§ **WHAT IS REQUIRED**
Quote every line below exactly and skip any picture.

§ **RECORDED INFORMATION**

>> START

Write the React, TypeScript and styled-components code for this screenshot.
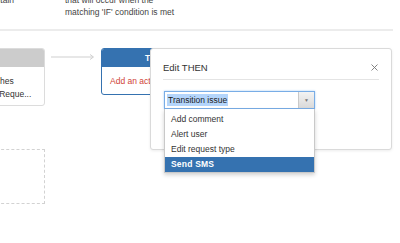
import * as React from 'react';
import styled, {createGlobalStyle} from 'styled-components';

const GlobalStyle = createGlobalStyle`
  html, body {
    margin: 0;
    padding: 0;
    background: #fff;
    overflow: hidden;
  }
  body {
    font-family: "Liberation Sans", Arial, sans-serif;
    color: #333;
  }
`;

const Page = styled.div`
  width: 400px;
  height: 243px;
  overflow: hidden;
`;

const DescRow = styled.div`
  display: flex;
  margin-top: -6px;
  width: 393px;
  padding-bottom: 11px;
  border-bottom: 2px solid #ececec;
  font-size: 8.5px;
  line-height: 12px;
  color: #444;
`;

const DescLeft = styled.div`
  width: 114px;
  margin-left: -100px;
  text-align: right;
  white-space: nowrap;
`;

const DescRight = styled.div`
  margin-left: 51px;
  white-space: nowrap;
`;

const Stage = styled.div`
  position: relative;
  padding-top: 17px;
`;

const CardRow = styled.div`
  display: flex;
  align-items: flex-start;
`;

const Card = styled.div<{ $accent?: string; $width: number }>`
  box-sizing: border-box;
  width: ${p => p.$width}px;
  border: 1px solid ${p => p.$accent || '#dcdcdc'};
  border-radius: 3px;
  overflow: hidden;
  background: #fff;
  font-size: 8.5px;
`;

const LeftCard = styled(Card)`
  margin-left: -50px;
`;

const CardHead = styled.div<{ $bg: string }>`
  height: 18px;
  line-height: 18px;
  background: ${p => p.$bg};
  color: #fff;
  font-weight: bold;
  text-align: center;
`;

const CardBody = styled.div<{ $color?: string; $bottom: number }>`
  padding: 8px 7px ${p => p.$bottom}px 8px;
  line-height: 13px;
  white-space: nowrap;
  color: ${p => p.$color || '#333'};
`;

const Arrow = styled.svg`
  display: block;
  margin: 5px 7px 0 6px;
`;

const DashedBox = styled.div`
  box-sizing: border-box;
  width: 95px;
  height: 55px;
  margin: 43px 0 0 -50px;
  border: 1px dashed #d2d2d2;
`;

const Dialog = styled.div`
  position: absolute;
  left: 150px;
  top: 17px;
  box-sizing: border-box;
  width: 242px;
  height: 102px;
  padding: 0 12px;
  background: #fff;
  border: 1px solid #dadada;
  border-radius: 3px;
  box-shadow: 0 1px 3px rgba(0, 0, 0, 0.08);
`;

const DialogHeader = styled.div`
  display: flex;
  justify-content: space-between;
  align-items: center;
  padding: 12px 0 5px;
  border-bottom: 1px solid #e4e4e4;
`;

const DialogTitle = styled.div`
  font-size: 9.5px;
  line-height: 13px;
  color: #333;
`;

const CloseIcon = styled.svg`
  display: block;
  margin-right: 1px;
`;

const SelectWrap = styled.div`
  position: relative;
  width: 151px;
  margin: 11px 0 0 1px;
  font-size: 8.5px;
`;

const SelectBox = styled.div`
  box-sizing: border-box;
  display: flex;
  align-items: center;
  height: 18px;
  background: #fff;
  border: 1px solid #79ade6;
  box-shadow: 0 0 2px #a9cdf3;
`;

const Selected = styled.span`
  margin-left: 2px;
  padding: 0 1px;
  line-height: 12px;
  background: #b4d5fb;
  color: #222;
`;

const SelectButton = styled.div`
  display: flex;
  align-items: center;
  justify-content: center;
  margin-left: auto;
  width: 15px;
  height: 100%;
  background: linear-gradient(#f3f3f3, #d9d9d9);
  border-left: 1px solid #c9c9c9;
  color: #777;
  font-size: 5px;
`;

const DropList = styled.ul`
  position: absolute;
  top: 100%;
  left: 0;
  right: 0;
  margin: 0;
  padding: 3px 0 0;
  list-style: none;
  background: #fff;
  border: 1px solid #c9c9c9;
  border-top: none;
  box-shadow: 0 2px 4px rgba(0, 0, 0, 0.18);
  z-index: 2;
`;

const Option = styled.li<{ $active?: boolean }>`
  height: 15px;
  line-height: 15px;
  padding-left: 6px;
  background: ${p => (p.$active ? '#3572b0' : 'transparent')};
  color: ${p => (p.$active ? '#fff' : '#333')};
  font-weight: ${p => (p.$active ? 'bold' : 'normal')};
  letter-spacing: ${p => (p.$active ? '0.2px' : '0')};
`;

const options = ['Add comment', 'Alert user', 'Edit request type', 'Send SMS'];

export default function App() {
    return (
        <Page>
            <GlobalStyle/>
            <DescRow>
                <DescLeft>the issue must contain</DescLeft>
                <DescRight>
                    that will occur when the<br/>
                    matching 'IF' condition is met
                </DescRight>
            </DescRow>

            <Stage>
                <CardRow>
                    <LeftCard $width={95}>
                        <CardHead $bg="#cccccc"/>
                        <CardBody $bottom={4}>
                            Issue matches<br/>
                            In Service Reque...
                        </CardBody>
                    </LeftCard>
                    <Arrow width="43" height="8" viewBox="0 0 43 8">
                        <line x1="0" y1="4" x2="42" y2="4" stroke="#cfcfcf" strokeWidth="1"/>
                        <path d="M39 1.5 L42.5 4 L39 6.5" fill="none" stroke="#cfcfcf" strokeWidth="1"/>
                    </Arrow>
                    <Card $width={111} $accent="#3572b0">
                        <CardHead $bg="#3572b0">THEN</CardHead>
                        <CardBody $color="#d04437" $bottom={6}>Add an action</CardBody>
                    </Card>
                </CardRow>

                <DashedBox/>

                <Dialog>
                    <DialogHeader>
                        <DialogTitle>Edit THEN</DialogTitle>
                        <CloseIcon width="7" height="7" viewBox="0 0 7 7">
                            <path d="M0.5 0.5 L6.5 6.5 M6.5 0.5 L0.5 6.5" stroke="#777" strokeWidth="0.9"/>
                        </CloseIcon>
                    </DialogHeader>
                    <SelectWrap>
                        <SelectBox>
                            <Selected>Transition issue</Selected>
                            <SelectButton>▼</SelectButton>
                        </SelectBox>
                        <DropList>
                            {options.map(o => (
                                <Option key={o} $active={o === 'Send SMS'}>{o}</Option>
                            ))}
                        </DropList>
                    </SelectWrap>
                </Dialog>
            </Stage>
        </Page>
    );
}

>> END

§ **RESPONSE TO THE EXERCISE**
Write the React, TypeScript and styled-components code for this screenshot.
import * as React from 'react';
import styled, {createGlobalStyle} from 'styled-components';

const GlobalStyle = createGlobalStyle`
  html, body {
    margin: 0;
    padding: 0;
    background: #fff;
    overflow: hidden;
  }
  body {
    font-family: "Liberation Sans", Arial, sans-serif;
    color: #333;
  }
`;

const Page = styled.div`
  width: 400px;
  height: 243px;
  overflow: hidden;
`;

const DescRow = styled.div`
  display: flex;
  margin-top: -6px;
  width: 393px;
  padding-bottom: 11px;
  border-bottom: 2px solid #ececec;
  font-size: 8.5px;
  line-height: 12px;
  color: #444;
`;

const DescLeft = styled.div`
  width: 114px;
  margin-left: -100px;
  text-align: right;
  white-space: nowrap;
`;

const DescRight = styled.div`
  margin-left: 51px;
  white-space: nowrap;
`;

const Stage = styled.div`
  position: relative;
  padding-top: 17px;
`;

const CardRow = styled.div`
  display: flex;
  align-items: flex-start;
`;

const Card = styled.div<{ $accent?: string; $width: number }>`
  box-sizing: border-box;
  width: ${p => p.$width}px;
  border: 1px solid ${p => p.$accent || '#dcdcdc'};
  border-radius: 3px;
  overflow: hidden;
  background: #fff;
  font-size: 8.5px;
`;

const LeftCard = styled(Card)`
  margin-left: -50px;
`;

const CardHead = styled.div<{ $bg: string }>`
  height: 18px;
  line-height: 18px;
  background: ${p => p.$bg};
  color: #fff;
  font-weight: bold;
  text-align: center;
`;

const CardBody = styled.div<{ $color?: string; $bottom: number }>`
  padding: 8px 7px ${p => p.$bottom}px 8px;
  line-height: 13px;
  white-space: nowrap;
  color: ${p => p.$color || '#333'};
`;

const Arrow = styled.svg`
  display: block;
  margin: 5px 7px 0 6px;
`;

const DashedBox = styled.div`
  box-sizing: border-box;
  width: 95px;
  height: 55px;
  margin: 43px 0 0 -50px;
  border: 1px dashed #d2d2d2;
`;

const Dialog = styled.div`
  position: absolute;
  left: 150px;
  top: 17px;
  box-sizing: border-box;
  width: 242px;
  height: 102px;
  padding: 0 12px;
  background: #fff;
  border: 1px solid #dadada;
  border-radius: 3px;
  box-shadow: 0 1px 3px rgba(0, 0, 0, 0.08);
`;

const DialogHeader = styled.div`
  display: flex;
  justify-content: space-between;
  align-items: center;
  padding: 12px 0 5px;
  border-bottom: 1px solid #e4e4e4;
`;

const DialogTitle = styled.div`
  font-size: 9.5px;
  line-height: 13px;
  color: #333;
`;

const CloseIcon = styled.svg`
  display: block;
  margin-right: 1px;
`;

const SelectWrap = styled.div`
  position: relative;
  width: 151px;
  margin: 11px 0 0 1px;
  font-size: 8.5px;
`;

const SelectBox = styled.div`
  box-sizing: border-box;
  display: flex;
  align-items: center;
  height: 18px;
  background: #fff;
  border: 1px solid #79ade6;
  box-shadow: 0 0 2px #a9cdf3;
`;

const Selected = styled.span`
  margin-left: 2px;
  padding: 0 1px;
  line-height: 12px;
  background: #b4d5fb;
  color: #222;
`;

const SelectButton = styled.div`
  display: flex;
  align-items: center;
  justify-content: center;
  margin-left: auto;
  width: 15px;
  height: 100%;
  background: linear-gradient(#f3f3f3, #d9d9d9);
  border-left: 1px solid #c9c9c9;
  color: #777;
  font-size: 5px;
`;

const DropList = styled.ul`
  position: absolute;
  top: 100%;
  left: 0;
  right: 0;
  margin: 0;
  padding: 3px 0 0;
  list-style: none;
  background: #fff;
  border: 1px solid #c9c9c9;
  border-top: none;
  box-shadow: 0 2px 4px rgba(0, 0, 0, 0.18);
  z-index: 2;
`;

const Option = styled.li<{ $active?: boolean }>`
  height: 15px;
  line-height: 15px;
  padding-left: 6px;
  background: ${p => (p.$active ? '#3572b0' : 'transparent')};
  color: ${p => (p.$active ? '#fff' : '#333')};
  font-weight: ${p => (p.$active ? 'bold' : 'normal')};
  letter-spacing: ${p => (p.$active ? '0.2px' : '0')};
`;

const options = ['Add comment', 'Alert user', 'Edit request type', 'Send SMS'];

export default function App() {
    return (
        <Page>
            <GlobalStyle/>
            <DescRow>
                <DescLeft>the issue must contain</DescLeft>
                <DescRight>
                    that will occur when the<br/>
                    matching 'IF' condition is met
                </DescRight>
            </DescRow>

            <Stage>
                <CardRow>
                    <LeftCard $width={95}>
                        <CardHead $bg="#cccccc"/>
                        <CardBody $bottom={4}>
                            Issue matches<br/>
                            In Service Reque...
                        </CardBody>
                    </LeftCard>
                    <Arrow width="43" height="8" viewBox="0 0 43 8">
                        <line x1="0" y1="4" x2="42" y2="4" stroke="#cfcfcf" strokeWidth="1"/>
                        <path d="M39 1.5 L42.5 4 L39 6.5" fill="none" stroke="#cfcfcf" strokeWidth="1"/>
                    </Arrow>
                    <Card $width={111} $accent="#3572b0">
                        <CardHead $bg="#3572b0">THEN</CardHead>
                        <CardBody $color="#d04437" $bottom={6}>Add an action</CardBody>
                    </Card>
                </CardRow>

                <DashedBox/>

                <Dialog>
                    <DialogHeader>
                        <DialogTitle>Edit THEN</DialogTitle>
                        <CloseIcon width="7" height="7" viewBox="0 0 7 7">
                            <path d="M0.5 0.5 L6.5 6.5 M6.5 0.5 L0.5 6.5" stroke="#777" strokeWidth="0.9"/>
                        </CloseIcon>
                    </DialogHeader>
                    <SelectWrap>
                        <SelectBox>
                            <Selected>Transition issue</Selected>
                            <SelectButton>▼</SelectButton>
                        </SelectBox>
                        <DropList>
                            {options.map(o => (
                                <Option key={o} $active={o === 'Send SMS'}>{o}</Option>
                            ))}
                        </DropList>
                    </SelectWrap>
                </Dialog>
            </Stage>
        </Page>
    );
}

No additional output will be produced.